One of the reasons why Eriko's washi has come to a recognition is its size. Surprisingly, the minimum size of washi Eriko produce is 2.7 meters by 2.1 meters. It is incredibly large. She came up with this size after considering how to apply washi in the Japanese modern architecture and houses where one can rarely come across the scene with traditional paper screens and sliding doors.

Lighted from the front Lighted from the back

Hand-made washi can remain durable nearly forever. Indeed, the luster and textural depth of washi improves with time. Eriko was inspired to apply washi as a part of interior and architecture, where its applications would last for 10 years, 50 years or even longer. ''Whether her inspiration was right'' speaks by itself when you look at what she does now.

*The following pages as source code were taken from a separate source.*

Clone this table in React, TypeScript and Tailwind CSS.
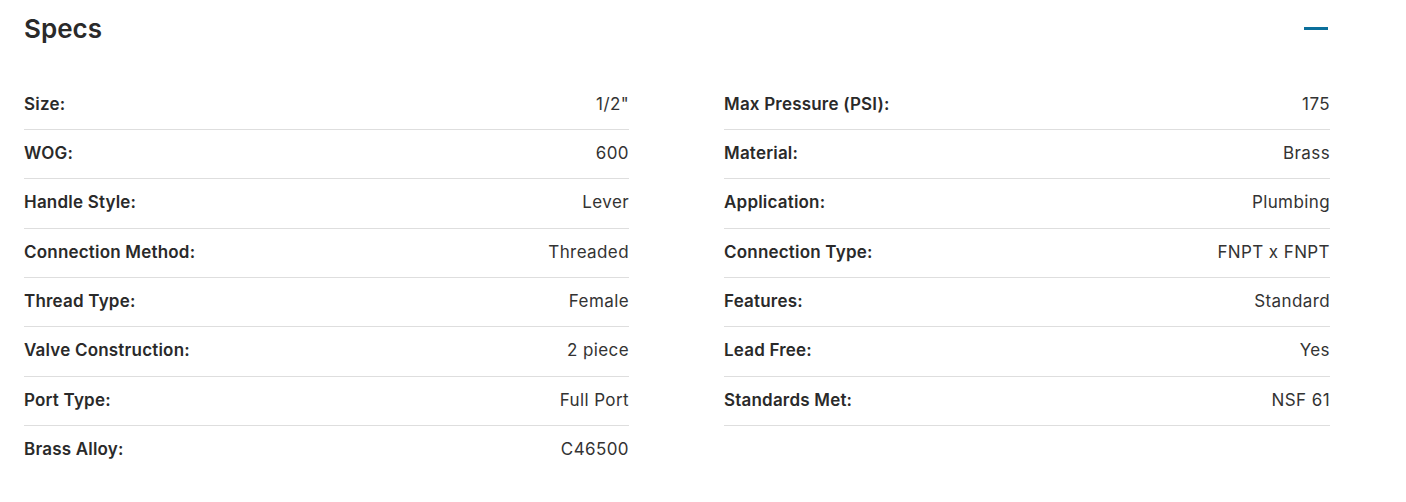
import React from "react";

const left: [string, string][] = [
  ["Size:", '1/2"'],
  ["WOG:", "600"],
  ["Handle Style:", "Lever"],
  ["Connection Method:", "Threaded"],
  ["Thread Type:", "Female"],
  ["Valve Construction:", "2 piece"],
  ["Port Type:", "Full Port"],
  ["Brass Alloy:", "C46500"],
];

const right: [string, string][] = [
  ["Max Pressure (PSI):", "175"],
  ["Material:", "Brass"],
  ["Application:", "Plumbing"],
  ["Connection Type:", "FNPT x FNPT"],
  ["Features:", "Standard"],
  ["Lead Free:", "Yes"],
  ["Standards Met:", "NSF 61"],
];

function Column({ rows, lastBorder }: { rows: [string, string][]; lastBorder: boolean }) {
  return (
    <div className="flex flex-col">
      {rows.map(([k, v], i) => (
        <div
          key={k}
          className={`flex justify-between items-center pt-[11px] pb-[13.33px] text-[17px] leading-6 ${
            i < rows.length - 1 || lastBorder ? "border-b border-[#dedede]" : ""
          }`}
        >
          <span className="font-semibold text-[#2a2a2a] tracking-[0.2px]">{k}</span>
          <span className="text-[#333333] tracking-[0.4px]">{v}</span>
        </div>
      ))}
    </div>
  );
}

export default function App() {
  return (
    <div
      className="w-[1406px] h-[502px] bg-white px-6"
      style={{ fontFamily: "Inter, 'Liberation Sans', sans-serif" }}
    >
      <div className="w-[1306px]">
        <div className="flex justify-between items-center pt-[13px]">
          <h2 className="text-[26px] leading-8 font-semibold text-[#2a2a2a]">Specs</h2>
          <div className="w-[24px] h-[3px] bg-[#0b6f9b] mr-[2px] -translate-y-[1px]" />
        </div>
        <div className="grid grid-cols-[605px_606px] gap-x-[95px] mt-[35.6px]">
          <Column rows={left} lastBorder={false} />
          <Column rows={right} lastBorder={true} />
        </div>
      </div>
    </div>
  );
}
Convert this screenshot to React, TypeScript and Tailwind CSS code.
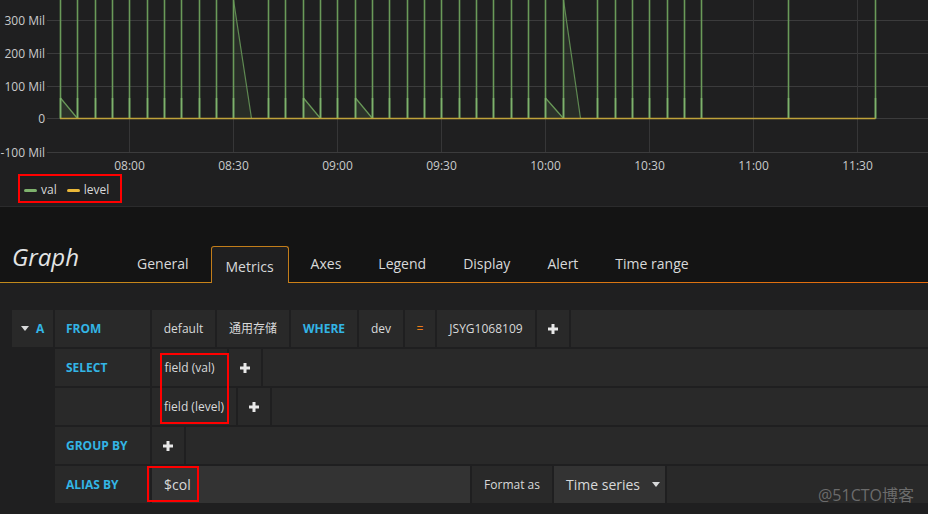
import React from "react";

const X0 = 60;
const STEP = 52 / 3;
const ZERO = 118.5;

const lineKs = [
  0, 1, 2, 3, 4, 5, 6, 7, 8, 9, 10, 12, 13, 14, 15, 16, 17, 18, 19, 20, 21, 22, 23, 24, 25, 26, 27, 28, 29,
  31, 32, 33, 34, 35, 36, 37, 42, 47,
];
const smallSlants = [0, 14, 17, 28];
const bigSlants = [10, 29];

const px = (k: number) => Math.round(X0 + STEP * k) + 0.5;

function Chart() {
  const yTicks = [
    { y: 20.5, l: "300 Mil" },
    { y: 53.5, l: "200 Mil" },
    { y: 86.5, l: "100 Mil" },
    { y: 118.5, l: "0" },
    { y: 152.5, l: "-100 Mil" },
  ];
  const xTicks = ["08:00", "08:30", "09:00", "09:30", "10:00", "10:30", "11:00", "11:30"];
  return (
    <svg width={928} height={178} className="block">
      {yTicks.map((t) => (
        <g key={t.l}>
          <line x1={47} x2={928} y1={t.y} y2={t.y} stroke="#3b3b3c" strokeWidth={1} />
          <text
            x={45}
            y={t.y}
            textAnchor="end"
            dominantBaseline="central"
            fontFamily="'Open Sans', sans-serif"
            fontSize={12}
            fill="#c9cacb"
          >
            {t.l}
          </text>
        </g>
      ))}
      {xTicks.map((t, i) => {
        const x = Math.round(X0 + STEP * 4 + 104 * i) + 0.5;
        return (
          <g key={t}>
            <line x1={x} x2={x} y1={0} y2={152} stroke="#363637" strokeWidth={1} />
            <text
              x={x}
              y={165}
              textAnchor="middle"
              dominantBaseline="central"
              fontFamily="'Open Sans', sans-serif"
              fontSize={12}
              fill="#c9cacb"
            >
              {t}
            </text>
          </g>
        );
      })}
      {smallSlants.map((k) => {
        const x = px(k);
        const x2 = px(k + 1);
        return (
          <g key={"s" + k}>
            <polygon points={`${x},98 ${x2},${ZERO} ${x},${ZERO}`} fill="#7eb26d" fillOpacity={0.14} />
            <line x1={x} y1={98} x2={x2} y2={ZERO} stroke="#6a9a59" strokeWidth={1.2} />
          </g>
        );
      })}
      {bigSlants.map((k) => {
        const x = px(k);
        const x2 = px(k + 1);
        return (
          <g key={"b" + k}>
            <polygon points={`${x},0 ${x2},${ZERO} ${x},${ZERO}`} fill="#7eb26d" fillOpacity={0.1} />
            <line x1={x} y1={0} x2={x2} y2={ZERO} stroke="#5f8a52" strokeWidth={1.2} />
          </g>
        );
      })}
      {lineKs.map((k) => {
        const x = px(k);
        return (
          <g key={"l" + k}>
            <line x1={x} x2={x} y1={0} y2={ZERO} stroke="#6a9a59" strokeWidth={1.6} />
            <line x1={x} x2={x} y1={98} y2={ZERO} stroke="#7eb26d" strokeWidth={1.6} />
          </g>
        );
      })}
      <line x1={X0} x2={px(47)} y1={ZERO} y2={ZERO} stroke="#bfa23a" strokeWidth={1.6} />
    </svg>
  );
}

function Plus() {
  return (
    <svg width="10" height="10" viewBox="0 0 10 10">
      <rect x="3.5" y="0" width="3" height="10" fill="#e8e8e8" />
      <rect x="0" y="3.5" width="10" height="3" fill="#e8e8e8" />
    </svg>
  );
}

const base = "flex items-center justify-center h-[37px] bg-[#292929] text-[12px] shrink-0";
const cell = `${base} text-[#d8d9da]`;
const label =
  "flex items-center h-[37px] w-[95px] bg-[#292929] pl-[11px] text-[12px] font-bold text-[#33b5e5] shrink-0";
const filler = "flex-1 h-[37px] bg-[#292929]";

export default function App() {
  return (
    <div className="relative w-[928px] h-[514px] overflow-hidden bg-[#1f1f20] font-['Open_Sans','Noto_Sans_CJK_SC',sans-serif]">
      {/* chart panel */}
      <div className="h-[206px] bg-[#1f1f20]">
        <Chart />
        <div className="flex items-center h-[24px] pl-[24px] text-[12px] text-[#d8d9da]">
          <div className="flex items-center">
            <div className="w-[13px] h-[3px] rounded-sm bg-[#7eb26d]" />
            <span className="ml-[4px]">val</span>
          </div>
          <div className="flex items-center ml-[10px]">
            <div className="w-[13px] h-[3px] rounded-sm bg-[#eab839]" />
            <span className="ml-[4px]">level</span>
          </div>
        </div>
      </div>
      <div className="h-px bg-[#2b2b2c]" />
      {/* header with tabs */}
      <div className="bg-[#141414]">
        <div className="flex items-end h-[75px] pl-[12px]">
          <div className="w-[110px] text-[24px] italic leading-[32px] mb-[9px] text-[#e3e4e5]">Graph</div>
          <div className="flex items-end gap-[7px] text-[14px] text-[#d8d9da]">
            <div className="h-[37px] px-[15px] flex items-center">General</div>
            <div className="relative z-10 -mb-px h-[37px] px-[14px] pt-[3px] flex items-center bg-[#1f1f20] border border-b-0 border-[#c27d1a] rounded-t-[3px]">
              Metrics
            </div>
            <div className="h-[37px] px-[15px] flex items-center">Axes</div>
            <div className="h-[37px] px-[15px] flex items-center">Legend</div>
            <div className="h-[37px] px-[15px] flex items-center">Display</div>
            <div className="h-[37px] px-[15px] flex items-center">Alert</div>
            <div className="h-[37px] px-[15px] flex items-center">Time range</div>
          </div>
        </div>
        <div className="h-px bg-gradient-to-r from-[#c08a1c] to-[#e5690c]" />
      </div>
      {/* query editor */}
      <div className="flex flex-col gap-[2px] pt-[27px] pl-[12px]">
        <div className="flex gap-[2px]">
          <div className="flex items-center h-[37px] w-[41px] bg-[#292929] pl-[9px] shrink-0">
            <svg width="8" height="5" viewBox="0 0 8 5">
              <polygon points="0,0 8,0 4,5" fill="#d8d9da" />
            </svg>
            <span className="ml-[7px] text-[12px] font-bold text-[#33b5e5]">A</span>
          </div>
          <div className={label}>FROM</div>
          <div className={`${cell} w-[63px]`}>default</div>
          <div className={`${cell} w-[72px]`}>通用存储</div>
          <div className={`${base} w-[66px] font-bold text-[#33b5e5]`}>WHERE</div>
          <div className={`${cell} w-[44px]`}>dev</div>
          <div className={`${base} w-[30px] text-[#eb7b18]`}>=</div>
          <div className={`${cell} w-[98px]`}>JSYG1068109</div>
          <div className={`${cell} w-[32px]`}>
            <Plus />
          </div>
          <div className={filler} />
        </div>
        <div className="flex gap-[2px] pl-[43px]">
          <div className={label}>SELECT</div>
          <div className={`${cell} w-[75px]`}>field (val)</div>
          <div className={`${cell} w-[32px]`}>
            <Plus />
          </div>
          <div className={filler} />
        </div>
        <div className="flex gap-[2px] pl-[43px]">
          <div className={label}></div>
          <div className={`${cell} w-[84px]`}>field (level)</div>
          <div className={`${cell} w-[32px]`}>
            <Plus />
          </div>
          <div className={filler} />
        </div>
        <div className="flex gap-[2px] pl-[43px]">
          <div className={label}>GROUP BY</div>
          <div className={`${cell} w-[32px]`}>
            <Plus />
          </div>
          <div className={filler} />
        </div>
        <div className="flex gap-[2px] pl-[43px]">
          <div className={label}>ALIAS BY</div>
          <div className="flex items-center h-[37px] w-[318px] bg-[#333333] pl-[12px] text-[14px] text-[#d8d9da] shrink-0">
            $col
          </div>
          <div className={`${cell} w-[80px]`}>Format as</div>
          <div className="flex items-center h-[37px] w-[111px] bg-[#333333] pl-[12px] text-[14px] text-[#d8d9da] shrink-0">
            <span>Time series</span>
            <svg className="ml-[12px]" width="8" height="5" viewBox="0 0 8 5">
              <polygon points="0,0 8,0 4,5" fill="#d8d9da" />
            </svg>
          </div>
          <div className={filler} />
        </div>
      </div>
      {/* annotation boxes */}
      <div className="absolute left-[18px] top-[174px] w-[104px] h-[29px] border-2 border-[#ff0000]" />
      <div className="absolute left-[160px] top-[353px] w-[69px] h-[71px] border-2 border-[#ff0000]" />
      <div className="absolute left-[147px] top-[466px] w-[52px] h-[36px] border-2 border-[#ff0000]" />
      {/* watermark */}
      <div className="absolute left-[818px] top-[483px] text-[16px] text-[#8a8a8a]/70 whitespace-nowrap">@51CTO博客</div>
    </div>
  );
}
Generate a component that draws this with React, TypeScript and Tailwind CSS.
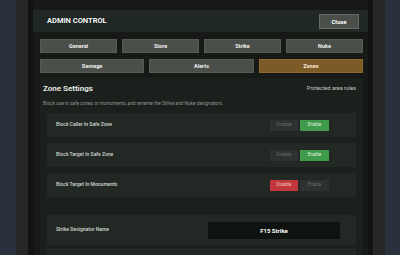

Lighted from the front Lighted from the back

A large washi by Eriko reveals unbelievable changes as the brightness and angle of light striking it varies. Its appearance thus is limitless. The shades, colors and patterns on her washi works can be so different that it is hard to believe that it is the same surface.



''The most appealing element of washi is that it 'changes.' You can see the transience of time through one piece of multi-layered washi, and I believe there is an ambience which is directly associated with Japanese aesthetics,'' Eriko says. ''Also it is very appealing to me while making a washi work that it is a dynamic work of nature. When we make a large sheet of washi, 10 of us, including me, my staffs and local artisans, work on one sheet together. In the process of making, something beyond our comprehension accidentally happens. In terms of how colors turn out, how fibers settle down, and how patterns come out, I can't tell until the last minute if it becomes a failure or a success. But I think that is where authentic beauty arises.''


''I want people to feel a certain Japanese sentiment, enjoy a play of light and shadow through washi, and recognize the beauty of washi much more deeply. Then I hope to spread traditional Japanese crafts to the world.'' Eriko's creation began from her strong commitment to a precious Japanese craftsmanship and never stops.